From 1982 until 1984, Heaney was an artist-in-residence at the University of Washington in Seattle, and previously had taught at Wesleyan University in Middletown, Connecticut. The Joe Heaney Collection of the University of Washington Ethnomusicology Archives was established after Heaney's death in 1984. The entirety of the collection was transferred to the National University of Ireland at Galway, where it is freely available online.

The Féile Chomórtha Joe Éinniú (Joe Heaney Commemorative Festival) is held every year in Carna.

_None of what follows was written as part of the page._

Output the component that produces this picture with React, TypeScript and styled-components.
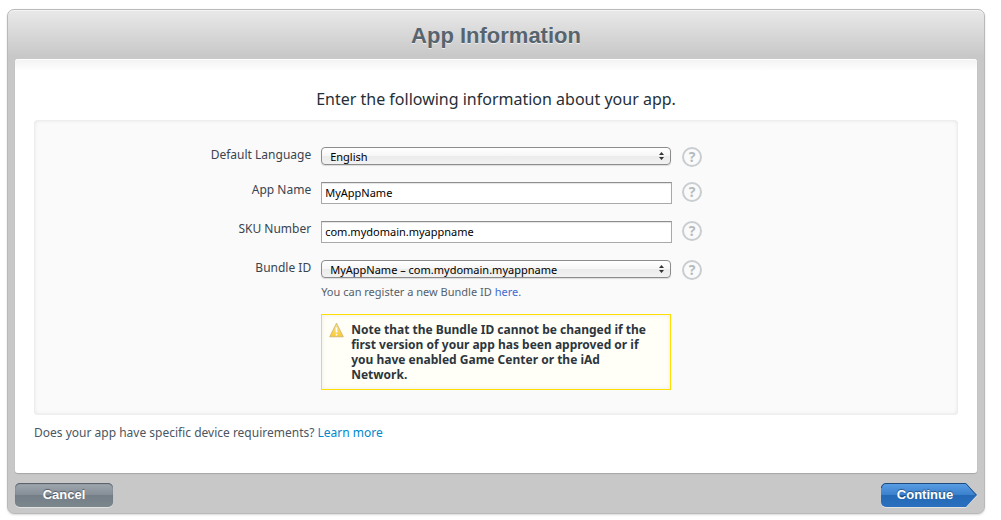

In 2007, an Irish-language biography of him titled Seosamh Ó hÉanaí: Nár Fhágha Mé Bás Choíche by Liam Mac Con Iomaire was published. In 2011, Bright Star of the West: Joe Heaney, Irish Song-Man, co-authored by Sean Williams and Lillis Ó Laoire, was published. The 2011 biography discusses his work in the larger context of Ireland and the United States, and it won the 2012 Alan P. Merriam Prize for best monograph from the Society for Ethnomusicology.

==Partial discography==
- "Caoineadh na dtrí Máire" (The Lament of the Three Marys) (Gael Linn CE2 1957) 78 RPM
- "Neansín Bhán" (Fair Nancy) (Gael Linn CE3 1957) 78 RPM
- "Bean an Leanna" (The Woman with the Beer) Gael Linn CE4 1957) 78 RPM
- Individual songs on Gael Linn Discs (various artists): "Amhrán na Trá Báine" (Gael Linn CE16), "Amhrán na Páise" (Gael Linn CE17), "Sadhbh Ní Bhruinneallaigh" & "Is Measa Liom Bródach" (Gael Linn CE18) 1960 78 RPM, reissued in "Seoltaí Séidte" (Gael Linn CEFCD 184 2004) (various artists)
- "Amhráin Aniar" (Gael Linn GL4 c1960) 4 track EP 45 RPM
- "Joe Heaney: Morrisey & the Russian Sailor" (Collector Records JEI 5 1960) 3 track EP 45 RPM
- "Joe Heaney: The Bonny Bunch of Roses & Other Irish Songs" (Collector Records JEI 7 1960) 3 track EP 45 RPM
- "Joe Heaney Sings Traditional Songs in Gaelic and English" (Topic 1963; Ossian c 1979)
- "Come All Ye Gallant Irishmen" (Philo 1963, 2004; Clo Iar-Chonnachta, c1989)
- "Irish Music in London Pubs" (Folkways Records FW 3575 1965; reissued Cló Iar-Chonnachta 1990) (various artists recorded 1958)
- "Seoda Ceoil 2" (Gael Linn CEF 022 1969) (various artists)
- "Seosamh Ó hÉanaí" (Gael Linn CEF 028 1971) (Cover notes by Seán Mac Réamoinn), reissued as disc one in "Seosamh Ó hÉanaí: Ó Mo Dhúchas/From My Tradition Sraith 1 & Sraith 2" (Gael Linn CEFCD 191 2007)
- "Joe Heaney" (1975 Philo 2004) (Jacket notes by Kenneth S. Goldstein and Michael Maloney)
- "Seosamh Ó hÉanaí, sraith 2. Ó Mo Dhúchas: From My Tradition" (Gael Linn CEF 051 1976) (Cover notes by Seán Mac Réamoinn), reissued as "The Best of Joe Heaney: From My Tradition" (Shanachie 19 August 1997) and as disc two in "Seosamh Ó hÉanaí: Ó Mo Dhúchas/From My Tradition. Sraith 1 & Sraith 2" (Gael Linn CEFCD 191 2007)
- "Joe and the Gabe" (with Gabe O'Sullivan) (Green Linnet 1979)
- "Say a Song: Joe Heaney in the Pacific Northwest" (Trade Root Music / Northwest Folklife NWARCD 001 October 15, 1996)
- "Road from Connemara: Songs and Stories Told and Sung to Ewan MacColl and Peggy Seeger" (Topic Records 31 October 2000)
- "Tell a Story: Joe Heaney in the Pacific Northwest" (Camsco 701 February 5, 2008) (Liner notes by Sean Williams)
- "Wife of the Bold Tenant Farmer" from Irish Traditional Songs in Gaelic & English was included in Topic Records' 70-year anniversary boxed set Three Score and Ten (Topic Records TOPIC70 2009) as track sixteen on the third CD.

==Documentaries==
- Joe Heaney: Sing the Dark Away by Michael Davitt (Radio Telefís Éireann, 1996)
- Song of Granite by Pat Collins, 2017

==Awards and honors==
Heaney was a recipient of a 1982 National Heritage Fellowship awarded by the National Endowment for the Arts, which is the United States government's highest honor in the folk and traditional arts. That year's fellowships were the first bestowed by the NEA.